Call it the all-but-forgotten sport.
The names of athletes who played it are not remembered, their statistics were never recorded, their highlights never preserved on film.
Brooklyn filmmaker Jay Cusato is working to change that, by shining a new light on the long-dormant urban sport of stickball with his documentary “When Broomsticks Were King.” He’s getting help from the Brooklyn Cyclones, which held its second annual “Stickball Day” at MCU Park July 9, screening Cusato’s film and hosting a Stickball Hall of Fame Game on the field before the Cyclones-Staten Island Yankees contest.
“I’m so happy and honored that the Cyclones have made this an annual event,” said Cusato, who directed, produced and edited the documentary. “The nostalgia that people get from the day, that alone makes me feel good.”
The exhibition gave uninitiated spectators a look at what stickball is: a game played with a broomstick used as a bat and a pink Spalding ball on city streets — preferably fitted with manhole covers — in neighborhoods across Brooklyn and the rest of the city in the 1930s, 40s, 50s, and into the 60s.
Cusato said that as a youth, he often heard tales of local stickball glory from his father, uncles and other relatives.
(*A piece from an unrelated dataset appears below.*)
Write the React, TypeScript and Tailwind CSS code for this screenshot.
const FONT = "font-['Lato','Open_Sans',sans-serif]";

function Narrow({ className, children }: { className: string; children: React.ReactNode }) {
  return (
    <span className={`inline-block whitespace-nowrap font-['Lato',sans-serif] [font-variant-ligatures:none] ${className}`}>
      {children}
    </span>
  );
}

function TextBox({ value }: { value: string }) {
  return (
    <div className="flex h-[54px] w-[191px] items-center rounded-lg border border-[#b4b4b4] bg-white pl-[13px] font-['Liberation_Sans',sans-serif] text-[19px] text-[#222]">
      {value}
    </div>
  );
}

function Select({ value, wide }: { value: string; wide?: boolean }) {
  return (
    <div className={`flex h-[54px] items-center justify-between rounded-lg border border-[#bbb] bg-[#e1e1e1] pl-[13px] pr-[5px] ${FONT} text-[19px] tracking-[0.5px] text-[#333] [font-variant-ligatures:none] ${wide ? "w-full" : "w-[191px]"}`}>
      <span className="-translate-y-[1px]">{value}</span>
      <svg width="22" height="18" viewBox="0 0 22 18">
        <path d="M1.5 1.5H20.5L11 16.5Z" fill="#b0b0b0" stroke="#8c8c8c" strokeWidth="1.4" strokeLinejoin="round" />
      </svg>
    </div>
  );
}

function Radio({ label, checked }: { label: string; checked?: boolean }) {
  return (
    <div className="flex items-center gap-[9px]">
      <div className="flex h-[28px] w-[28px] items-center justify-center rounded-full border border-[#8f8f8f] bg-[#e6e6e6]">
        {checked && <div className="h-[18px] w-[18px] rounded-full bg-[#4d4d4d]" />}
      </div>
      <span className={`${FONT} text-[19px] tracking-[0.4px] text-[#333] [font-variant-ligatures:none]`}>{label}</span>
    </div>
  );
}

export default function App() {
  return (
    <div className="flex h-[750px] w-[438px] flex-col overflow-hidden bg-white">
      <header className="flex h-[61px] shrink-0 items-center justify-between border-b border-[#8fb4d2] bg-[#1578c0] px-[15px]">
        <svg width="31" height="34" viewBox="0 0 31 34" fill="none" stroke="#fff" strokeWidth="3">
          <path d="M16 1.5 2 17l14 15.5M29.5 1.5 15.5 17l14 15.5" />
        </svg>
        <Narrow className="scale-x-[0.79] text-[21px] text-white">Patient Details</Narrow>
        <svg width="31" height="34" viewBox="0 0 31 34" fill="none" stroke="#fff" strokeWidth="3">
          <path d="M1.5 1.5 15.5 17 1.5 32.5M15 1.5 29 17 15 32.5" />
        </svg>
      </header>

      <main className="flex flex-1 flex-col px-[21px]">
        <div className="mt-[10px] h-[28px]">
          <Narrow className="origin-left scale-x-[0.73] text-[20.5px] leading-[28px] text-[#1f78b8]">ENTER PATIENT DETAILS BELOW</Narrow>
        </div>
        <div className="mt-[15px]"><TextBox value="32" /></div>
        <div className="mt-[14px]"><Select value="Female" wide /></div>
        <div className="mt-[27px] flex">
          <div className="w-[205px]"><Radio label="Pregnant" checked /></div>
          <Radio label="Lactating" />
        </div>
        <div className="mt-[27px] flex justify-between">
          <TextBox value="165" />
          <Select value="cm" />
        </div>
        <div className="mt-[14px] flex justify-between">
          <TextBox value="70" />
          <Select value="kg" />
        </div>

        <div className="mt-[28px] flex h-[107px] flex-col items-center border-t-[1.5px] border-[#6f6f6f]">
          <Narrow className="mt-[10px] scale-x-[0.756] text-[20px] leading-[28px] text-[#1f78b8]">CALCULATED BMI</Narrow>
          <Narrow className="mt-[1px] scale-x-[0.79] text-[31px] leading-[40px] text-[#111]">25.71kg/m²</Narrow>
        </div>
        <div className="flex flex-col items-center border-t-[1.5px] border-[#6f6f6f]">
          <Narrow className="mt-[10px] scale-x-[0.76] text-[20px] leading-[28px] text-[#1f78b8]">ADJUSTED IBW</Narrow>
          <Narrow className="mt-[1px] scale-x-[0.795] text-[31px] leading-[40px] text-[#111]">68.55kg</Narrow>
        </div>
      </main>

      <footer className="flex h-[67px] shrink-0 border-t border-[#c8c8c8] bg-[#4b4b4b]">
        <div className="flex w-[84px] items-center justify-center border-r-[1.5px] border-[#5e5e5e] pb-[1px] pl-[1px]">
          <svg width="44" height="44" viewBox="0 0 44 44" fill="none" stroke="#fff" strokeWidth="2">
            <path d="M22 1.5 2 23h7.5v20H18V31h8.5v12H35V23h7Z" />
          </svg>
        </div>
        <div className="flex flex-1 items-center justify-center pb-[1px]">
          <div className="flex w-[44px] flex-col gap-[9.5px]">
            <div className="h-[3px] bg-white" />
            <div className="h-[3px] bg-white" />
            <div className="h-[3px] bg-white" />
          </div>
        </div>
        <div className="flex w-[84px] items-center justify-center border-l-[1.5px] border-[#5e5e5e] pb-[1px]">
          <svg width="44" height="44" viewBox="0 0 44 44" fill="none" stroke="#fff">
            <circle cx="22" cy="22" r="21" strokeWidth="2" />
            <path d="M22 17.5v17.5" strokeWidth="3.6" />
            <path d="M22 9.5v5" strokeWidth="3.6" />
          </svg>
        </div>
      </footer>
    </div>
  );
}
There were never any trophies at stake, and very few organized tournaments, but the block-versus-block rivalries were just as fierce and the memories just as lasting.
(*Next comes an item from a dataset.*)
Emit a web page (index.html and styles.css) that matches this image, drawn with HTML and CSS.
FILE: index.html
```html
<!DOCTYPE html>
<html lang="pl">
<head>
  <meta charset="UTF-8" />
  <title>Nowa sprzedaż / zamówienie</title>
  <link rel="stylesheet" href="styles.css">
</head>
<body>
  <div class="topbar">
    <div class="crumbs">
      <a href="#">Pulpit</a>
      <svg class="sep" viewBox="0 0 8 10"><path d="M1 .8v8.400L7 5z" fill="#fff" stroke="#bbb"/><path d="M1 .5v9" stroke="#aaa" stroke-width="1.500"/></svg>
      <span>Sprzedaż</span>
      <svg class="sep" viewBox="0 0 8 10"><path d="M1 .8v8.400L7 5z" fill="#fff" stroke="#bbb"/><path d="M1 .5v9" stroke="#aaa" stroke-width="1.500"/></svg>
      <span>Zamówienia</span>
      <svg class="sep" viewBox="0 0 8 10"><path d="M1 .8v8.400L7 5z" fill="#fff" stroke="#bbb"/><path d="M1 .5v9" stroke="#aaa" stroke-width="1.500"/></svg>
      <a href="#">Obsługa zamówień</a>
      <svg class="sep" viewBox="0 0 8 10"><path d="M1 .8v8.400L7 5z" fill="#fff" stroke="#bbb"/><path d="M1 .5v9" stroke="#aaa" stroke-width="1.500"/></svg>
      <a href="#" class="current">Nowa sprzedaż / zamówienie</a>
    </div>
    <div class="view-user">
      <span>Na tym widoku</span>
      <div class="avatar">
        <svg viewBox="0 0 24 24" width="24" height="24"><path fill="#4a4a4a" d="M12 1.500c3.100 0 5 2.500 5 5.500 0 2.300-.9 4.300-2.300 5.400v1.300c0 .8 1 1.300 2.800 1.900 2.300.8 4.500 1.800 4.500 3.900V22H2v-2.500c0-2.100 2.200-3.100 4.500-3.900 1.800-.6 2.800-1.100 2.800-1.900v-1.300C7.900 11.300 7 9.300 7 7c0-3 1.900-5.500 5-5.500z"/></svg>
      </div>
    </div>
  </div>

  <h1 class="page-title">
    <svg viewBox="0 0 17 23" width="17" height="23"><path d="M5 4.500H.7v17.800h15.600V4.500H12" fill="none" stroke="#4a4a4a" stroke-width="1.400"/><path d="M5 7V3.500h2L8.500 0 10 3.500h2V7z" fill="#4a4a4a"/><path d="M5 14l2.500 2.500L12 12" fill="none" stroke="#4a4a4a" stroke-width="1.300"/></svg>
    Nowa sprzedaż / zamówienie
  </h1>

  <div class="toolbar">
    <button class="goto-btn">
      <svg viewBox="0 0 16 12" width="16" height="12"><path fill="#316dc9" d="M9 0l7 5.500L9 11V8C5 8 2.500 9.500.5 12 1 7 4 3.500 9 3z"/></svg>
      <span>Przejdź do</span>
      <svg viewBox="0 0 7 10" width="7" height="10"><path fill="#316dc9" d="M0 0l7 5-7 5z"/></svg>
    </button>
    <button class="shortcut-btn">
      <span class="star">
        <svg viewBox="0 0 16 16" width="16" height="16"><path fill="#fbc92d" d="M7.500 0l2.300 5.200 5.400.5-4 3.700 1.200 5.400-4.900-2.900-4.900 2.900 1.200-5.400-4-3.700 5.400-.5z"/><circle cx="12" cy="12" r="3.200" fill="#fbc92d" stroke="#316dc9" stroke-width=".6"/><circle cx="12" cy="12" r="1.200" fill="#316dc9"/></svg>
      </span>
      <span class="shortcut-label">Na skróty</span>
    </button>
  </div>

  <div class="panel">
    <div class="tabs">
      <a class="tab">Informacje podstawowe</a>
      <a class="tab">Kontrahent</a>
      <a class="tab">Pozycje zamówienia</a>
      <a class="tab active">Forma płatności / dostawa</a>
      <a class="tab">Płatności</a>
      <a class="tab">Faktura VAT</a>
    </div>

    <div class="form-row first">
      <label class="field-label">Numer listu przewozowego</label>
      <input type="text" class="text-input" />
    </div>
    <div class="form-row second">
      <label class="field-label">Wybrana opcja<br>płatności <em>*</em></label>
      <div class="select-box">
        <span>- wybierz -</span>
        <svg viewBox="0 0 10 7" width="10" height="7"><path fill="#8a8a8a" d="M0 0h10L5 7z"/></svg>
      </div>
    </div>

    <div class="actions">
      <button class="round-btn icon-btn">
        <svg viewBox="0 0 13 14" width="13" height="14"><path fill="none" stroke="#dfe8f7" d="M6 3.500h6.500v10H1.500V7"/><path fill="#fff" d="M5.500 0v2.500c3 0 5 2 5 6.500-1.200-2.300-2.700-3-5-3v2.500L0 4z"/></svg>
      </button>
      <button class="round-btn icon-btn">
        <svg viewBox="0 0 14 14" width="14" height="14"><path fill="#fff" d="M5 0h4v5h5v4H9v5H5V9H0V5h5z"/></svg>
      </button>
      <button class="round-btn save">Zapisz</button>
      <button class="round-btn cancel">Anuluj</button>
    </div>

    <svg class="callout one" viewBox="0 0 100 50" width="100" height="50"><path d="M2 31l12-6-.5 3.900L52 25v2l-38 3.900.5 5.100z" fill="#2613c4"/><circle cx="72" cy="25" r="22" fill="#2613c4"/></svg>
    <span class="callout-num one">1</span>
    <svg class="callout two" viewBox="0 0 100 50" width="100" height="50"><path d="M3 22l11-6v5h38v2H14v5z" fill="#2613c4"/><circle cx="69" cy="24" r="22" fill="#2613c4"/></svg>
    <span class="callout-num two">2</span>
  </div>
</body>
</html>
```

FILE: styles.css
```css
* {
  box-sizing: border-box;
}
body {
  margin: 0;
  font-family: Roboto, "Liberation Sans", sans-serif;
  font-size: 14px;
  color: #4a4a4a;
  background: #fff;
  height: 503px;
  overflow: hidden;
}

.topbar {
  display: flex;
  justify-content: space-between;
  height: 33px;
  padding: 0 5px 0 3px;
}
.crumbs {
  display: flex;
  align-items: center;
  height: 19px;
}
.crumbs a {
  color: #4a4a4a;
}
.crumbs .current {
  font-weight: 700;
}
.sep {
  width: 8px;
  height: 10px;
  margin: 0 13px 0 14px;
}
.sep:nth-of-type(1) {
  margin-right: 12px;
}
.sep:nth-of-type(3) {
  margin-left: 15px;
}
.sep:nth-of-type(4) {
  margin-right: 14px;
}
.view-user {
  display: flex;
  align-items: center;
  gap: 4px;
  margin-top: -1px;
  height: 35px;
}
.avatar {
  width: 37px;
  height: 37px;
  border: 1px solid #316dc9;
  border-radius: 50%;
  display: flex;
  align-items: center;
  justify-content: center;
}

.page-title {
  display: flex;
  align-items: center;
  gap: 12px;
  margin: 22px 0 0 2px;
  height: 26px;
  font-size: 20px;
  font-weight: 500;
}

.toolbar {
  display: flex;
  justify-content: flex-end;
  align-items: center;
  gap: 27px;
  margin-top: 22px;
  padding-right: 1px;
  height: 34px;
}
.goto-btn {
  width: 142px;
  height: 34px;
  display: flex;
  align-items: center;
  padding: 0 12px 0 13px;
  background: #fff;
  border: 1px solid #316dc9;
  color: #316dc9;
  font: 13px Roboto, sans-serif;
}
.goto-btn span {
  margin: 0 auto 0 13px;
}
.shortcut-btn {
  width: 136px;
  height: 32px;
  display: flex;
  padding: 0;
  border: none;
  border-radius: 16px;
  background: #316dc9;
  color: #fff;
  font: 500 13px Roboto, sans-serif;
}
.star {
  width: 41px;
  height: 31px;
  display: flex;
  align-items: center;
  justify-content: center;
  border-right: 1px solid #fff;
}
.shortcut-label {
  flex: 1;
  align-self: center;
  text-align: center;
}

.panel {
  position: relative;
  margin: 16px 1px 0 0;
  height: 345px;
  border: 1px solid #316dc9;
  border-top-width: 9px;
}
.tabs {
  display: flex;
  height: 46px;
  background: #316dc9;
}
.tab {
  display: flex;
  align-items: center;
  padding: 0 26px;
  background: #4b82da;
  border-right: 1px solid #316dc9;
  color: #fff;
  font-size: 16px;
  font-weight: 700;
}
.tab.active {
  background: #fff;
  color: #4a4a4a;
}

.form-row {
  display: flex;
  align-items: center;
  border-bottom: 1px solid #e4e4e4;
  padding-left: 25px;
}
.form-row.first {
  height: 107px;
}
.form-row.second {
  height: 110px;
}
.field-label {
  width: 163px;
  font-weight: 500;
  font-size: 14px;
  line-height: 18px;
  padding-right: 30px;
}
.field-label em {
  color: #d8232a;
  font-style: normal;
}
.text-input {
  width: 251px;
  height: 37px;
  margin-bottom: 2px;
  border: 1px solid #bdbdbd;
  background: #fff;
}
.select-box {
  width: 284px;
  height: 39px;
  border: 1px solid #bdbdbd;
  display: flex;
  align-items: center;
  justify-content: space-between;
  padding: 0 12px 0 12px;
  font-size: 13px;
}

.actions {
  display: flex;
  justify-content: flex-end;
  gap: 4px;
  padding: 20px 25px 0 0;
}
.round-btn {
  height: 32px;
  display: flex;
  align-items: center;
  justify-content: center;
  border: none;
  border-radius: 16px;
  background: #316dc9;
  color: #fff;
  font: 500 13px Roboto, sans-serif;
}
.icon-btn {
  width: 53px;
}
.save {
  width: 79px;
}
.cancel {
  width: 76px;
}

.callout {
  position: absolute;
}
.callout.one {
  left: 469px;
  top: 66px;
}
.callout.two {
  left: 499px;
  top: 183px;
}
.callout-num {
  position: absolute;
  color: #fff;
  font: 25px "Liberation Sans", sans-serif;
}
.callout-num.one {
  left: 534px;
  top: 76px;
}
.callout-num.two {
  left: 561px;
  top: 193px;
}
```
“It was really about neighborhoods and bragging rights,” he said. “What that did was it created long-lasting friendships, because the guys that grew up playing stickball together, as they got older when they’d get together those are the stories that they’d talk about.”
Those lifelong bonds and friendships, Cusato said, were the inspiration for “When Broomsticks Were King,” which won awards at several film festivals between 2001 and 2011. But the filmmaker insists he was never more proud than at last year’s inaugural “Stickball Day” at MCU Park.
“That first year was probably my proudest over all the awards that we’ve won,” Cusato said. “Because it now leads to something that’s going to hopefully last a really long time, it’s going to be an annual thing.”
The Cyclones plan to hold “Stickball Day” annually, and stickball leagues still do compete every weekend in Harlem and the Bronx. Cusato hopes that those events will lead to a stickball renaissance, if only on a smaller scale.
“We will never have what we did 50 to 60 years ago, but if young kids are playing it and passing the game on, they can kind of realize what it was to the city and the kids that grew up at that time,” he said.